Dawlish sea wall did its job

Trains still delayed because work not finished

Network Rail has shared pictures of waves crashing over the Dawlish sea wall – saying it shows why the work there is so vital.

Wednesday’s wet and windy weather led to waves crashing over the existing sea wall, flooding part of the railway between the station to the Coastguard breakwater and temporarily disrupting train services.

But at the other end of Dawlish at Marine Parade, where the first phase of new sea wall is complete, the track remained unaffected and free from flooding.

The work on the second section of the new, bigger sea wall at Dawlish will provide greater protection to the railway and town from rising sea levels and extreme weather for generations to come, they say.

The plans for the section of 415 metres between Coastguards and Colonnade breakwaters, includes a new taller sea wall incorporating a high-level wider and safer public promenade, pedestrian access to the beach.

An accessible footbridge with lifts for the railway station that would allow anyone to access either platform is also included, while restoration work would take place on the rooms in the downside station platform building.
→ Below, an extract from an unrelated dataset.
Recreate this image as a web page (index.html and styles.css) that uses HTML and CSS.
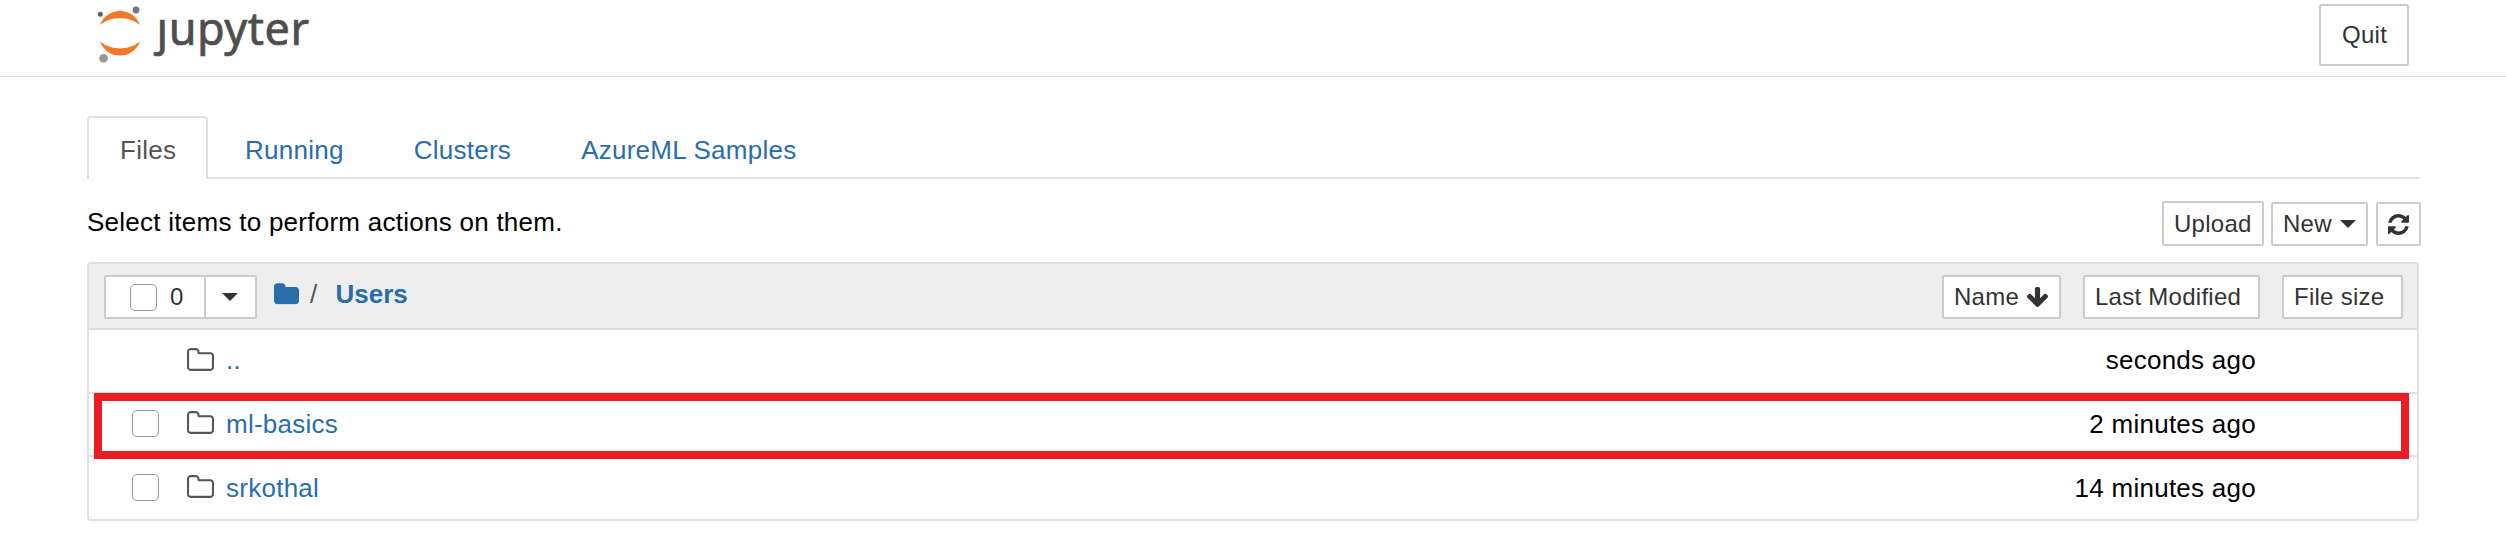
FILE: index.html
```html
<!DOCTYPE html>
<html lang="en">
<head>
<meta charset="utf-8">
<title>Jupyter</title>
<link rel="stylesheet" href="styles.css">
</head>
<body>
<svg class="sprite" aria-hidden="true">
  <symbol id="folder" viewBox="64 128 1664 1408"><path d="M1728 608v704q0 92-66 158t-158 66h-1216q-92 0-158-66t-66-158v-960q0-92 66-158t158-66h320q92 0 158 66t66 158v32h672q92 0 158 66t66 158z"/></symbol>
  <symbol id="folder-o" viewBox="64 128 1664 1408"><path d="M1600 1312v-704q0-40-28-68t-68-28h-704q-40 0-68-28t-28-68v-64q0-40-28-68t-68-28h-320q-40 0-68 28t-28 68v960q0 40 28 68t68 28h1216q40 0 68-28t28-68zm128-704v704q0 92-66 158t-158 66h-1216q-92 0-158-66t-66-158v-960q0-92 66-158t158-66h320q92 0 158 66t66 158v32h672q92 0 158 66t66 158z"/></symbol>
</svg>
<header class="header">
  <svg class="logo" width="260" height="72" viewBox="90 0 260 72">
    <path fill="#f37726" d="M100 25A21.3 21.3 0 0 1 140 25A32 32 0 0 0 100 25zM100 41.5A21.3 21.3 0 0 0 140 41.5A32 32 0 0 1 100 41.5z"/>
    <circle cx="136" cy="10" r="3.4" fill="#767677"/>
    <circle cx="100.3" cy="14.3" r="2.5" fill="#616262"/>
    <circle cx="103.6" cy="58.2" r="4.3" fill="#989798"/>
    <text class="wordmark" x="156.500" y="45" textLength="152.500" lengthAdjust="spacing">ȷupyter</text>
  </svg>
  <button class="btn quit">Quit</button>
</header>
<main class="container">
  <nav class="tabs">
    <a class="tab active">Files</a>
    <a class="tab">Running</a>
    <a class="tab">Clusters</a>
    <a class="tab">AzureML Samples</a>
  </nav>
  <div class="toolbar">
    <span class="hint">Select items to perform actions on them.</span>
    <div class="actions">
      <button class="btn upload">Upload</button>
      <button class="btn new">New<i class="caret"></i></button>
      <button class="btn refresh"><svg width="21" height="21" viewBox="128 128 1536 1536"><path d="M1639 1056q0 5-1 7-64 268-268 434.500t-478 166.500q-146 0-282.500-55t-243.500-157l-129 129q-19 19-45 19t-45-19-19-45v-448q0-26 19-45t45-19h448q26 0 45 19t19 45-19 45l-137 137q71 66 161 102t187 36q134 0 250-65t186-179q11-17 53-117 8-23 30-23h192q13 0 22.500 9.500t9.500 22.500zm25-800v448q0 26-19 45t-45 19h-448q-26 0-45-19t-19-45 19-45l138-138q-148-137-349-137-134 0-250 65t-186 179q-11 17-53 117-8 23-30 23h-199q-13 0-22.500-9.500t-9.500-22.500v-7q65-268 270-434.500t480-166.500q146 0 284 55.500t245 156.500l130-129q19-19 45-19t45 19 19 45z"/></svg></button>
    </div>
  </div>
  <section class="list">
    <div class="list-header">
      <div class="select">
        <button class="btn select-all"><span class="box"></span>0</button>
        <button class="btn select-menu"><i class="caret"></i></button>
      </div>
      <div class="crumbs">
        <svg class="crumb-icon" width="25" height="21.500"><use href="#folder"/></svg>
        <span class="slash">/</span>
        <a class="crumb">Users</a>
      </div>
      <div class="sorts">
        <button class="btn sort-name">Name<svg width="21" height="20" viewBox="117 128 1558 1483"><path d="M1675 832q0 53-37 90l-651 652q-39 37-91 37-53 0-90-37l-651-652q-38-36-38-90 0-53 38-91l74-75q39-37 91-37 53 0 90 37l294 294v-704q0-52 38-90t90-38h128q52 0 90 38t38 90v704l294-294q37-37 90-37 52 0 91 37l75 75q37 39 37 91z"/></svg></button>
        <button class="btn sort-modified">Last Modified</button>
        <button class="btn sort-size">File size</button>
      </div>
    </div>
    <div class="row">
      <span class="box hidden"></span>
      <svg class="icon" width="27" height="23"><use href="#folder-o"/></svg>
      <a class="name">..</a>
      <span class="time">seconds ago</span>
    </div>
    <div class="row selected">
      <span class="box"></span>
      <svg class="icon" width="27" height="23"><use href="#folder-o"/></svg>
      <a class="name">ml-basics</a>
      <span class="time">2 minutes ago</span>
      <div class="highlight"></div>
    </div>
    <div class="row">
      <span class="box"></span>
      <svg class="icon" width="27" height="23"><use href="#folder-o"/></svg>
      <a class="name">srkothal</a>
      <span class="time">14 minutes ago</span>
    </div>
  </section>
</main>
</body>
</html>
```

FILE: styles.css
```css
* { box-sizing: border-box; }
body {
  margin: 0;
  background: #fff;
  color: #000;
  font: 26px/36px "Liberation Sans", Arial, sans-serif;
  letter-spacing: 0.26px;
  overflow: hidden;
}
.sprite { display: none; }
a { color: #296eaa; }

.header {
  display: flex;
  justify-content: space-between;
  align-items: flex-start;
  height: 77px;
  padding: 0 97px 0 90px;
  border-bottom: 1px solid #dcdcdc;
}
.logo { display: block; overflow: visible; }
.wordmark {
  font: 45px "Noto Sans", "Open Sans", sans-serif;
  letter-spacing: 0;
  fill: #4e4e4e;
  stroke: #4e4e4e;
  stroke-width: 0.7px;
}

.btn {
  display: flex;
  align-items: center;
  height: 44px;
  margin: 0;
  padding: 0 0 0 10px;
  border: 2px solid #ccc;
  border-radius: 2px;
  background: #fff;
  color: #333;
  font: 24px/34px "Liberation Sans", Arial, sans-serif;
  letter-spacing: 0.26px;
  white-space: nowrap;
}
.btn svg { fill: #333; }
.quit { width: 90px; height: 62px; margin-top: 4px; padding: 0 0 0 21px; }
.caret {
  width: 0;
  height: 0;
  border: 8px solid transparent;
  border-top-color: #333;
  border-bottom: 0;
}

.container { width: 2332px; margin: 39px 0 0 87px; }
.tabs {
  display: flex;
  height: 63px;
  border-bottom: 2px solid #e0e0e0;
}
.tab {
  height: 61px;
  padding: 14px 31px 0;
  border: 2px solid transparent;
  border-bottom: 0;
  margin-right: 4px;
}
.tab.active {
  width: 121px;
  height: 63px;
  border-color: #e0e0e0;
  border-radius: 4px 4px 0 0;
  background: #fff;
  color: #555;
}

.toolbar {
  display: flex;
  justify-content: space-between;
  height: 83px;
  margin-right: -2px;
}
.hint { padding-top: 25px; }
.actions { display: flex; padding-top: 23px; }
.upload { width: 102px; height: 45px; margin-top: -1px; margin-right: 7px; }
.new { width: 97px; margin-right: 8px; }
.new .caret { margin-left: 8px; }
.refresh { width: 45px; padding-left: 10px; }

.list {
  height: 259px;
  border: 2px solid #e0e0e0;
  border-radius: 4px;
}
.list-header {
  display: flex;
  height: 66px;
  padding: 11px 14px 0 15px;
  border-bottom: 2px solid #ddd;
  background: #eee;
}
.select { display: flex; }
.select-all { width: 102px; padding-left: 24px; border-radius: 2px 0 0 2px; }
.select-all .box { margin-right: 13px; }
.select-menu { width: 53px; margin-left: -2px; padding-left: 16px; }
.box {
  flex: none;
  width: 27px;
  height: 27px;
  border: 1.500px solid #999;
  border-radius: 5px;
  background: #fff;
}
.crumbs { display: flex; padding: 1px 0 0 17px; }
.crumb-icon { margin-top: 7px; fill: #296eaa; }
.slash { margin-left: 11px; color: #555; }
.crumb { margin-left: 18px; font-weight: bold; letter-spacing: 0; }
.sorts { display: flex; margin-left: auto; }
.sort-name { width: 119px; margin-right: 22px; }
.sort-name svg { margin-left: 8px; }
.sort-modified { width: 177px; margin-right: 22px; }
.sort-size { width: 121px; }

.row {
  position: relative;
  display: flex;
  height: 64px;
  padding: 0 161px 0 43px;
  border-bottom: 2px solid #e0e0e0;
}
.row .box { margin-top: 17px; }
.icon { margin: 18px 0 0 28px; fill: #555; }
.name { margin: 12px 0 0 12px; }
.time { margin: 12px 0 0 auto; }
.hidden { visibility: hidden; }
.row.selected { height: 63px; }
.selected .box { margin-top: 16px; }
.selected .icon { margin-top: 17px; }
.row:last-child { height: 62px; border-bottom: 0; }
.row:last-child .name,
.row:last-child .time { margin-top: 13px; }
/* marker frame around the selected folder */
.highlight {
  position: absolute;
  left: 5px;
  top: -1px;
  width: 2315px;
  height: 66px;
  border: 8px solid #ed1c24;
}
.selected { z-index: 1; }
```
Construction of this next section of the £80 million upgrade will take around two years to complete and follows years of studies, designs and joint working between world-leading marine, coastal and railway engineering experts.

The section from Dawlish station to the Coastguard breakwater east of the station is expected to be completed in late 2021, whilst the section between the station and the Colonnade breakwater, which will link up the new wall at Marine Parade, will start to be built shortly after.

A major aspect of this work involves the use of an innovative eight-legged, self-contained walking jack-up barge, known as a ‘Wavewalker’ – which is only one of its kind in Europe and it will be the first time this type of barge has been used to maintain the UK rail network.